→ **REQUEST**:
Transcribe the listing exactly, leaving out every picture.

→ **DATASET EXCERPT**:
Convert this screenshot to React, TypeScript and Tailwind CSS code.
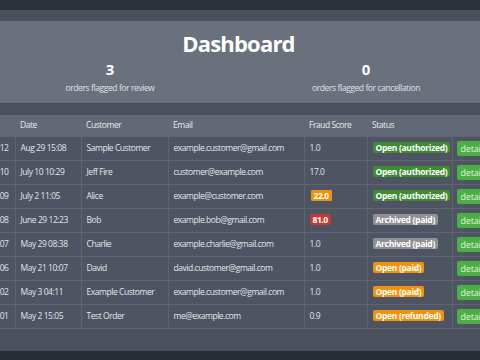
import React from 'react';

type Order = {
    id: string;
    date: string;
    customer: string;
    email: string;
    score: string;
    scoreFlag?: 'warn' | 'danger';
    status: string;
    statusTone: 'green' | 'gray' | 'orange';
};

const orders: Order[] = [
    { id: '1012', date: 'Aug 29 15:08', customer: 'Sample Customer', email: 'example.customer@gmail.com', score: '1.0', status: 'Open (authorized)', statusTone: 'green' },
    { id: '1010', date: 'July 10 10:29', customer: 'Jeff Fire', email: 'customer@example.com', score: '17.0', status: 'Open (authorized)', statusTone: 'green' },
    { id: '1009', date: 'July 2 11:05', customer: 'Alice', email: 'example@customer.com', score: '22.0', scoreFlag: 'warn', status: 'Open (authorized)', statusTone: 'green' },
    { id: '1008', date: 'June 29 12:23', customer: 'Bob', email: 'example.bob@gmail.com', score: '81.0', scoreFlag: 'danger', status: 'Archived (paid)', statusTone: 'gray' },
    { id: '1007', date: 'May 29 08:38', customer: 'Charlie', email: 'example.charlie@gmail.com', score: '1.0', status: 'Archived (paid)', statusTone: 'gray' },
    { id: '1006', date: 'May 21 10:07', customer: 'David', email: 'david.customer@gmail.com', score: '1.0', status: 'Open (paid)', statusTone: 'orange' },
    { id: '1002', date: 'May 3 04:11', customer: 'Example Customer', email: 'example.customer@gmail.com', score: '1.0', status: 'Open (paid)', statusTone: 'orange' },
    { id: '1001', date: 'May 2 15:05', customer: 'Test Order', email: 'me@example.com', score: '0.9', status: 'Open (refunded)', statusTone: 'orange' },
];

const toneClass = {
    green: 'bg-[#3f8a32]',
    gray: 'bg-[#8e9093]',
    orange: 'bg-[#f0920c]',
};

const cell = 'border border-[#5e6471] px-[5px] text-left font-normal whitespace-nowrap overflow-hidden';

const App: React.FC = () => {
    return (
        <div className="w-[480px] h-[360px] overflow-hidden bg-[#272c36] text-[#e3e5e9] font-['Open_Sans',sans-serif]">
            <div className="h-[10px] bg-[#2c313c]" />
            <div className="h-[11px] bg-[#4b515c]" />

            {/* Summary */}
            <div className="h-[82px] bg-[#6a717d] pt-[7px] overflow-hidden">
                <h1 className="text-center text-[22px] leading-[30px] font-bold text-white tracking-[-0.8px] -ml-[3px]">Dashboard</h1>
                <div className="grid grid-cols-2 w-[512px] -ml-[18px] mt-[2px]">
                    <div className="flex flex-col items-center">
                        <span className="text-[15px] leading-[19px] font-bold text-white">3</span>
                        <span className="text-[8.5px] leading-[12px] mt-[3px] text-[#dfe2e6] tracking-[-0.4px]">orders flagged for review</span>
                    </div>
                    <div className="flex flex-col items-center">
                        <span className="text-[15px] leading-[19px] font-bold text-white">0</span>
                        <span className="text-[8.5px] leading-[12px] mt-[3px] text-[#dfe2e6] tracking-[-0.4px]">orders flagged for cancellation</span>
                    </div>
                </div>
            </div>

            {/* Orders */}
            <div className="bg-[#4b515d] pt-[11px] pb-[22px] border-t border-[#454b56]">
                <table className="table-fixed border-collapse -ml-[30px] w-[530px] text-[8.5px] tracking-[-0.45px]">
                    <colgroup>
                        <col className="w-[45px]" />
                        <col className="w-[66px]" />
                        <col className="w-[87px]" />
                        <col className="w-[136px]" />
                        <col className="w-[63px]" />
                        <col className="w-[85px]" />
                        <col className="w-[48px]" />
                    </colgroup>
                    <thead>
                        <tr className="h-[21px] bg-[#626875] text-[#e6e8eb]">
                            <th className={`${cell} border-t-0 border-x-0`} />
                            <th className={`${cell} border-t-0 border-x-0 font-bold`}>Date</th>
                            <th className={`${cell} border-t-0 border-x-0 font-bold`}>Customer</th>
                            <th className={`${cell} border-t-0 border-x-0 font-bold`}>Email</th>
                            <th className={`${cell} border-t-0 border-x-0 font-bold`}>Fraud Score</th>
                            <th className={`${cell} border-t-0 border-x-0 font-bold`}>Status</th>
                            <th className={`${cell} border-t-0 border-x-0`} />
                        </tr>
                    </thead>
                    <tbody>
                        {orders.map((o) => (
                            <tr key={o.id} className="h-[24px] bg-[#4e5461]">
                                <td className={`${cell} border-l-0`}>
                                    <span className="block text-right pr-[1px]">{o.id}</span>
                                </td>
                                <td className={cell}>{o.date}</td>
                                <td className={cell}>{o.customer}</td>
                                <td className={cell}>{o.email}</td>
                                <td className={cell}>
                                    {o.scoreFlag === 'warn' ? (
                                        <span className="inline-block px-[3px] leading-[11px] rounded-[2px] bg-[#f0920c] text-white font-bold border border-[#3f5586]">{o.score}</span>
                                    ) : o.scoreFlag === 'danger' ? (
                                        <span className="inline-block px-[3px] leading-[11px] rounded-[2px] bg-[#c13a33] text-white font-bold">{o.score}</span>
                                    ) : (
                                        o.score
                                    )}
                                </td>
                                <td className={cell}>
                                    <span className={`inline-block px-[3px] leading-[11px] rounded-[2px] text-white font-bold text-[8.5px] tracking-[-0.3px] ${toneClass[o.statusTone]}`}>{o.status}</span>
                                </td>
                                <td className={`${cell} border-r-0 pl-[4px]`}>
                                    <span className="inline-block h-[15px] leading-[15px] px-[4px] rounded-[2px] bg-[#4caf45] text-[#e3f4df] text-[9px] tracking-[-0.2px]">details</span>
                                </td>
                            </tr>
                        ))}
                    </tbody>
                </table>
            </div>
        </div>
    );
};

export default App;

→ **THE ANSWER**:
Convert this screenshot to React, TypeScript and Tailwind CSS code.
import React from 'react';

type Order = {
    id: string;
    date: string;
    customer: string;
    email: string;
    score: string;
    scoreFlag?: 'warn' | 'danger';
    status: string;
    statusTone: 'green' | 'gray' | 'orange';
};

const orders: Order[] = [
    { id: '1012', date: 'Aug 29 15:08', customer: 'Sample Customer', email: 'example.customer@gmail.com', score: '1.0', status: 'Open (authorized)', statusTone: 'green' },
    { id: '1010', date: 'July 10 10:29', customer: 'Jeff Fire', email: 'customer@example.com', score: '17.0', status: 'Open (authorized)', statusTone: 'green' },
    { id: '1009', date: 'July 2 11:05', customer: 'Alice', email: 'example@customer.com', score: '22.0', scoreFlag: 'warn', status: 'Open (authorized)', statusTone: 'green' },
    { id: '1008', date: 'June 29 12:23', customer: 'Bob', email: 'example.bob@gmail.com', score: '81.0', scoreFlag: 'danger', status: 'Archived (paid)', statusTone: 'gray' },
    { id: '1007', date: 'May 29 08:38', customer: 'Charlie', email: 'example.charlie@gmail.com', score: '1.0', status: 'Archived (paid)', statusTone: 'gray' },
    { id: '1006', date: 'May 21 10:07', customer: 'David', email: 'david.customer@gmail.com', score: '1.0', status: 'Open (paid)', statusTone: 'orange' },
    { id: '1002', date: 'May 3 04:11', customer: 'Example Customer', email: 'example.customer@gmail.com', score: '1.0', status: 'Open (paid)', statusTone: 'orange' },
    { id: '1001', date: 'May 2 15:05', customer: 'Test Order', email: 'me@example.com', score: '0.9', status: 'Open (refunded)', statusTone: 'orange' },
];

const toneClass = {
    green: 'bg-[#3f8a32]',
    gray: 'bg-[#8e9093]',
    orange: 'bg-[#f0920c]',
};

const cell = 'border border-[#5e6471] px-[5px] text-left font-normal whitespace-nowrap overflow-hidden';

const App: React.FC = () => {
    return (
        <div className="w-[480px] h-[360px] overflow-hidden bg-[#272c36] text-[#e3e5e9] font-['Open_Sans',sans-serif]">
            <div className="h-[10px] bg-[#2c313c]" />
            <div className="h-[11px] bg-[#4b515c]" />

            {/* Summary */}
            <div className="h-[82px] bg-[#6a717d] pt-[7px] overflow-hidden">
                <h1 className="text-center text-[22px] leading-[30px] font-bold text-white tracking-[-0.8px] -ml-[3px]">Dashboard</h1>
                <div className="grid grid-cols-2 w-[512px] -ml-[18px] mt-[2px]">
                    <div className="flex flex-col items-center">
                        <span className="text-[15px] leading-[19px] font-bold text-white">3</span>
                        <span className="text-[8.5px] leading-[12px] mt-[3px] text-[#dfe2e6] tracking-[-0.4px]">orders flagged for review</span>
                    </div>
                    <div className="flex flex-col items-center">
                        <span className="text-[15px] leading-[19px] font-bold text-white">0</span>
                        <span className="text-[8.5px] leading-[12px] mt-[3px] text-[#dfe2e6] tracking-[-0.4px]">orders flagged for cancellation</span>
                    </div>
                </div>
            </div>

            {/* Orders */}
            <div className="bg-[#4b515d] pt-[11px] pb-[22px] border-t border-[#454b56]">
                <table className="table-fixed border-collapse -ml-[30px] w-[530px] text-[8.5px] tracking-[-0.45px]">
                    <colgroup>
                        <col className="w-[45px]" />
                        <col className="w-[66px]" />
                        <col className="w-[87px]" />
                        <col className="w-[136px]" />
                        <col className="w-[63px]" />
                        <col className="w-[85px]" />
                        <col className="w-[48px]" />
                    </colgroup>
                    <thead>
                        <tr className="h-[21px] bg-[#626875] text-[#e6e8eb]">
                            <th className={`${cell} border-t-0 border-x-0`} />
                            <th className={`${cell} border-t-0 border-x-0 font-bold`}>Date</th>
                            <th className={`${cell} border-t-0 border-x-0 font-bold`}>Customer</th>
                            <th className={`${cell} border-t-0 border-x-0 font-bold`}>Email</th>
                            <th className={`${cell} border-t-0 border-x-0 font-bold`}>Fraud Score</th>
                            <th className={`${cell} border-t-0 border-x-0 font-bold`}>Status</th>
                            <th className={`${cell} border-t-0 border-x-0`} />
                        </tr>
                    </thead>
                    <tbody>
                        {orders.map((o) => (
                            <tr key={o.id} className="h-[24px] bg-[#4e5461]">
                                <td className={`${cell} border-l-0`}>
                                    <span className="block text-right pr-[1px]">{o.id}</span>
                                </td>
                                <td className={cell}>{o.date}</td>
                                <td className={cell}>{o.customer}</td>
                                <td className={cell}>{o.email}</td>
                                <td className={cell}>
                                    {o.scoreFlag === 'warn' ? (
                                        <span className="inline-block px-[3px] leading-[11px] rounded-[2px] bg-[#f0920c] text-white font-bold border border-[#3f5586]">{o.score}</span>
                                    ) : o.scoreFlag === 'danger' ? (
                                        <span className="inline-block px-[3px] leading-[11px] rounded-[2px] bg-[#c13a33] text-white font-bold">{o.score}</span>
                                    ) : (
                                        o.score
                                    )}
                                </td>
                                <td className={cell}>
                                    <span className={`inline-block px-[3px] leading-[11px] rounded-[2px] text-white font-bold text-[8.5px] tracking-[-0.3px] ${toneClass[o.statusTone]}`}>{o.status}</span>
                                </td>
                                <td className={`${cell} border-r-0 pl-[4px]`}>
                                    <span className="inline-block h-[15px] leading-[15px] px-[4px] rounded-[2px] bg-[#4caf45] text-[#e3f4df] text-[9px] tracking-[-0.2px]">details</span>
                                </td>
                            </tr>
                        ))}
                    </tbody>
                </table>
            </div>
        </div>
    );
};

export default App;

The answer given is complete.